╭─ EXCERPTED RECORDS

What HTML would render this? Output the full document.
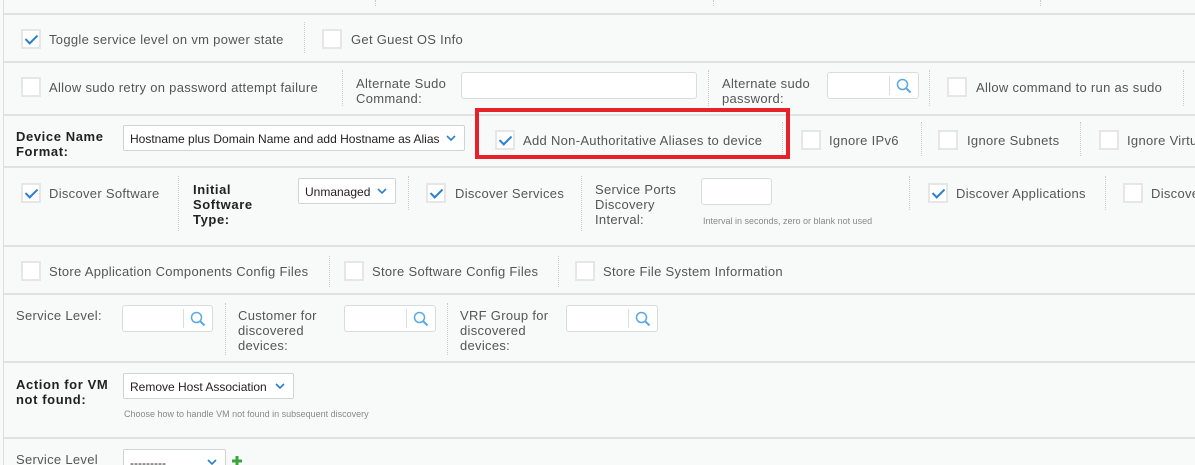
<!DOCTYPE html>
<html><head><meta charset="utf-8"><style>
*{margin:0;padding:0;box-sizing:border-box}
html,body{width:1195px;height:465px;overflow:hidden}
body{background:#f8fafa;font-family:"Liberation Sans",Arial,sans-serif;font-size:13px;letter-spacing:.3px;color:#555;position:relative}
.a{position:absolute;white-space:nowrap}
.hl{position:absolute;left:3px;right:0;height:2px;background:#e0e2e2}
.vs{position:absolute;width:0;border-left:1px dotted #c8cccc}
.cb{position:absolute;width:20px;height:20px;border:2px solid #e6e6e6;background:#fff}
.cb.c::after{content:"";position:absolute;left:5px;top:1px;width:5px;height:10px;border:solid #2b7fd3;border-width:0 2px 2px 0;transform:rotate(45deg)}
.b{font-weight:bold;color:#222;line-height:15px;letter-spacing:.6px}
.lb{line-height:15px}
.inp{position:absolute;background:#fff;border:1px solid #d8dcdc;border-radius:3px}
.srch{position:absolute;background:#fff;border:1px solid #d8dcdc;border-radius:3px}
.srch::before{content:"";position:absolute;right:28px;top:3px;bottom:3px;border-left:1px solid #ddd}
.srch svg{position:absolute;right:6px;top:5px}
.sel{position:absolute;background:#fff;border:1px solid #d0d4d4;border-radius:2px;color:#222;font-size:12px;letter-spacing:0;padding:6px 6px;white-space:nowrap}
.sel svg{position:absolute;right:8px;top:9px}
.hint{font-size:9px;color:#888;letter-spacing:0}
</style></head><body>
<div style="position:absolute;left:3px;top:0;bottom:0;border-left:1px solid #ddd"></div>
<div class="hl" style="top:13px"></div>
<div class="vs" style="left:375px;top:0;height:6px"></div>
<div class="vs" style="left:713px;top:0;height:6px"></div>
<div class="vs" style="left:1040px;top:0;height:6px"></div>

<div class="cb c" style="left:21px;top:29px"></div><div class="a" style="left:49px;top:32px">Toggle service level on vm power state</div>
<div class="vs" style="left:304px;top:22px;height:31px"></div>
<div class="cb" style="left:322px;top:29px"></div><div class="a" style="left:351px;top:32px">Get Guest OS Info</div>
<div class="hl" style="top:61px"></div>

<div class="cb" style="left:21px;top:77px"></div><div class="a" style="left:49px;top:80px">Allow sudo retry on password attempt failure</div>
<div class="vs" style="left:342px;top:70px;height:36px"></div>
<div class="a lb" style="left:356px;top:76px">Alternate Sudo<br>Command:</div>
<div class="inp" style="left:461px;top:72px;width:236px;height:27px"></div>
<div class="vs" style="left:708px;top:70px;height:36px"></div>
<div class="a lb" style="left:722px;top:76px">Alternate sudo<br>password:</div>
<div class="srch" style="left:827px;top:72px;width:92px;height:27px"><svg width="16" height="16" viewBox="0 0 16 16"><circle cx="6.5" cy="6.5" r="5" fill="none" stroke="#5aa9e6" stroke-width="1.5"/><path d="M10 10l4.5 4.5" stroke="#5aa9e6" stroke-width="2"/></svg></div>
<div class="vs" style="left:929px;top:70px;height:36px"></div>
<div class="cb" style="left:947px;top:77px"></div><div class="a" style="left:976px;top:80px">Allow command to run as sudo</div>
<div class="vs" style="left:1183px;top:70px;height:36px"></div>
<div class="hl" style="top:114px"></div>

<div class="a b" style="left:16px;top:129px">Device Name<br>Format:</div>
<div class="sel" style="left:123px;top:125px;width:342px;height:26px">Hostname plus Domain Name and add Hostname as Alias<svg width="10" height="7" viewBox="0 0 10 7"><path d="M1 1l4 4 4-4" fill="none" stroke="#2b7fd3" stroke-width="1.6"/></svg></div>
<div class="cb c" style="left:495px;top:130px"></div><div class="a" style="left:523px;top:133px">Add Non-Authoritative Aliases to device</div>
<div class="vs" style="left:782px;top:122px;height:34px"></div>
<div class="cb" style="left:801px;top:130px"></div><div class="a" style="left:829px;top:133px">Ignore IPv6</div>
<div class="vs" style="left:921px;top:122px;height:34px"></div>
<div class="cb" style="left:938px;top:130px"></div><div class="a" style="left:967px;top:133px">Ignore Subnets</div>
<div class="vs" style="left:1080px;top:122px;height:34px"></div>
<div class="cb" style="left:1099px;top:130px"></div><div class="a" style="left:1127px;top:133px">Ignore Virtual</div>
<div style="position:absolute;left:475px;top:108px;width:315px;height:51px;border:4px solid #e8202a"></div>
<div class="hl" style="top:166px"></div>

<div class="cb c" style="left:21px;top:183px"></div><div class="a" style="left:49px;top:186px">Discover Software</div>
<div class="vs" style="left:178px;top:176px;height:55px"></div>
<div class="a b" style="left:193px;top:182px">Initial<br>Software<br>Type:</div>
<div class="sel" style="left:298px;top:178px;width:98px;height:26px">Unmanaged<svg width="10" height="7" viewBox="0 0 10 7"><path d="M1 1l4 4 4-4" fill="none" stroke="#2b7fd3" stroke-width="1.6"/></svg></div>
<div class="vs" style="left:408px;top:176px;height:34px"></div>
<div class="cb c" style="left:426px;top:183px"></div><div class="a" style="left:455px;top:186px">Discover Services</div>
<div class="vs" style="left:581px;top:176px;height:55px"></div>
<div class="a lb" style="left:595px;top:182px">Service Ports<br>Discovery<br>Interval:</div>
<div class="inp" style="left:701px;top:178px;width:71px;height:27px"></div>
<div class="a hint" style="left:703px;top:216px">Interval in seconds, zero or blank not used</div>
<div class="vs" style="left:909px;top:176px;height:34px"></div>
<div class="cb c" style="left:928px;top:183px"></div><div class="a" style="left:956px;top:186px">Discover Applications</div>
<div class="vs" style="left:1105px;top:176px;height:34px"></div>
<div class="cb" style="left:1123px;top:183px"></div><div class="a" style="left:1151px;top:186px">Discover</div>
<div class="hl" style="top:245px"></div>

<div class="cb" style="left:21px;top:261px"></div><div class="a" style="left:49px;top:264px">Store Application Components Config Files</div>
<div class="vs" style="left:329px;top:256px;height:31px"></div>
<div class="cb" style="left:344px;top:261px"></div><div class="a" style="left:372px;top:264px">Store Software Config Files</div>
<div class="vs" style="left:558px;top:256px;height:31px"></div>
<div class="cb" style="left:575px;top:261px"></div><div class="a" style="left:603px;top:264px">Store File System Information</div>
<div class="hl" style="top:293px"></div>

<div class="a lb" style="left:16px;top:308px">Service Level:</div>
<div class="srch" style="left:122px;top:305px;width:91px;height:27px"><svg width="16" height="16" viewBox="0 0 16 16"><circle cx="6.5" cy="6.5" r="5" fill="none" stroke="#5aa9e6" stroke-width="1.5"/><path d="M10 10l4.5 4.5" stroke="#5aa9e6" stroke-width="2"/></svg></div>
<div class="vs" style="left:225px;top:303px;height:52px"></div>
<div class="a lb" style="left:238px;top:308px">Customer for<br>discovered<br>devices:</div>
<div class="srch" style="left:344px;top:305px;width:92px;height:27px"><svg width="16" height="16" viewBox="0 0 16 16"><circle cx="6.5" cy="6.5" r="5" fill="none" stroke="#5aa9e6" stroke-width="1.5"/><path d="M10 10l4.5 4.5" stroke="#5aa9e6" stroke-width="2"/></svg></div>
<div class="vs" style="left:447px;top:303px;height:52px"></div>
<div class="a lb" style="left:460px;top:308px">VRF Group for<br>discovered<br>devices:</div>
<div class="srch" style="left:566px;top:305px;width:92px;height:27px"><svg width="16" height="16" viewBox="0 0 16 16"><circle cx="6.5" cy="6.5" r="5" fill="none" stroke="#5aa9e6" stroke-width="1.5"/><path d="M10 10l4.5 4.5" stroke="#5aa9e6" stroke-width="2"/></svg></div>
<div class="hl" style="top:361px"></div>

<div class="a b" style="left:16px;top:377px">Action for VM<br>not found:</div>
<div class="sel" style="left:123px;top:373px;width:171px;height:26px">Remove Host Association<svg width="10" height="7" viewBox="0 0 10 7"><path d="M1 1l4 4 4-4" fill="none" stroke="#2b7fd3" stroke-width="1.6"/></svg></div>
<div class="a hint" style="left:124px;top:409px">Choose how to handle VM not found in subsequent discovery</div>
<div class="hl" style="top:437px"></div>

<div class="a" style="left:16px;top:452px">Service Level</div>
<div class="sel" style="left:123px;top:449px;width:103px;height:26px">---------<svg width="10" height="7" viewBox="0 0 10 7"><path d="M1 1l4 4 4-4" fill="none" stroke="#2b7fd3" stroke-width="1.6"/></svg></div>
<svg class="a" style="left:232px;top:456px" width="10" height="10" viewBox="0 0 10 10"><path d="M3.5 0h3v3.5h3.5v3h-3.5v3.5h-3v-3.5h-3.5v-3h3.5z" fill="#3aa53a"/></svg>
</body></html>
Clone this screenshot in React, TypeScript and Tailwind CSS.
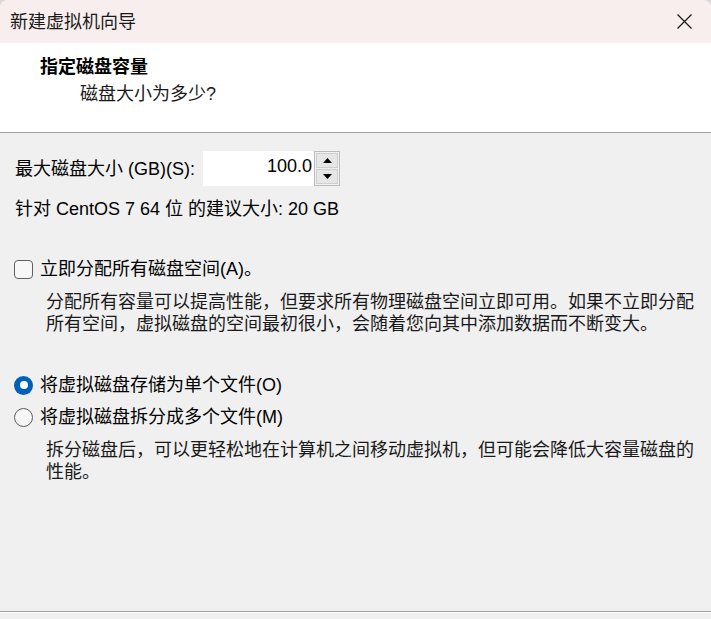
import React from "react";

const font = {
  fontFamily: '"Liberation Sans", "Noto Sans CJK SC", sans-serif',
};

function Radio({ checked }: { checked: boolean }) {
  if (checked) {
    return (
      <div className="w-[19px] h-[19px] rounded-full bg-[#005fb8] flex items-center justify-center shrink-0">
        <div className="w-[8px] h-[8px] rounded-full bg-white" />
      </div>
    );
  }
  return <div className="w-[19px] h-[19px] rounded-full border border-[#5c5c5c] bg-[#f6f6f6] shrink-0" />;
}

export default function App() {
  return (
    <div className="w-[711px] h-[619px] bg-[#d9d9d9]">
      <div
        className="w-[711px] h-[619px] bg-[#f0f0f0] flex flex-col text-[18px] text-black rounded-t-[8px] overflow-hidden"
        style={font}
      >
        {/* Title bar */}
        <div className="h-[43px] bg-[#f8eeee] flex items-center justify-between pl-[10px] pr-[19px] shrink-0">
          <span className="leading-[24px] text-[#1a1a1a]">新建虚拟机向导</span>
          <svg width="15" height="15" viewBox="0 0 15 15">
            <path d="M0.5 0.5 L14.5 14.5 M14.5 0.5 L0.5 14.5" stroke="#1a1a1a" strokeWidth="1.3" fill="none" />
          </svg>
        </div>

        {/* Header */}
        <div className="h-[90px] bg-white border-b border-[#a0a0a0] pl-[40px] pt-[12px] shrink-0">
          <div className="leading-[24px] font-bold">指定磁盘容量</div>
          <div className="leading-[24px] mt-[3px] pl-[40px] text-[#1a1a1a]">磁盘大小为多少?</div>
        </div>

        {/* Body */}
        <div className="flex-1 flex flex-col pl-[14px]">
          <div className="mt-[18px] flex items-center h-[35px]">
            <span className="w-[189px] leading-[24px] pl-[1px]">最大磁盘大小 (GB)(S):</span>
            <div className="w-[111px] h-[35px] bg-white flex items-start justify-end pt-[3px] pr-[2px] leading-[24px]">
              100.0
            </div>
            <div className="w-[26px] h-[35px] border border-[#bcbcbc] bg-[#f0f0f0] p-[1px] flex flex-col gap-[1px]">
              <div className="flex-1 border border-[#cfcfcf] bg-[#e6e6e6] flex items-center justify-center">
                <svg width="9" height="5" viewBox="0 0 9 5">
                  <path d="M0 5 L4.5 0 L9 5 Z" fill="#000" />
                </svg>
              </div>
              <div className="flex-1 border border-[#cfcfcf] bg-[#e6e6e6] flex items-center justify-center">
                <svg width="9" height="5" viewBox="0 0 9 5">
                  <path d="M0 0 L9 0 L4.5 5 Z" fill="#000" />
                </svg>
              </div>
            </div>
          </div>

          <div className="mt-[11px] leading-[24px] pl-[1px]">针对 CentOS 7 64 位 的建议大小: 20 GB</div>

          <div className="mt-[36px] flex items-center gap-[7px] h-[24px]">
            <div className="w-[19px] h-[19px] rounded-[4px] border border-[#5f5f5f] bg-[#f7f7f7] shrink-0" />
            <span className="leading-[24px]">立即分配所有磁盘空间(A)。</span>
          </div>

          <div className="mt-[10px] pl-[32px] leading-[22px] text-[#1a1a1a]">
            分配所有容量可以提高性能，但要求所有物理磁盘空间立即可用。如果不立即分配
            <br />
            所有空间，虚拟磁盘的空间最初很小，会随着您向其中添加数据而不断变大。
          </div>

          <div className="mt-[38px] flex items-center gap-[7px] h-[24px]">
            <Radio checked />
            <span className="leading-[24px]">将虚拟磁盘存储为单个文件(O)</span>
          </div>
          <div className="mt-[8px] flex items-center gap-[7px] h-[24px]">
            <Radio checked={false} />
            <span className="leading-[24px]">将虚拟磁盘拆分成多个文件(M)</span>
          </div>

          <div className="mt-[10px] pl-[32px] leading-[22px] text-[#1a1a1a]">
            拆分磁盘后，可以更轻松地在计算机之间移动虚拟机，但可能会降低大容量磁盘的
            <br />
            性能。
          </div>
        </div>

        {/* Footer line */}
        <div className="h-[8px] border-t border-[#a0a0a0] shrink-0">
          <div className="h-[1px] bg-white" />
        </div>
      </div>
    </div>
  );
}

╰─

EXERCISE DETAILS:
Which lines of the data above contain "this"? Copy each one.

CORRECT OUTPUT:
What HTML would render this? Output the full document.
Clone this screenshot in React, TypeScript and Tailwind CSS.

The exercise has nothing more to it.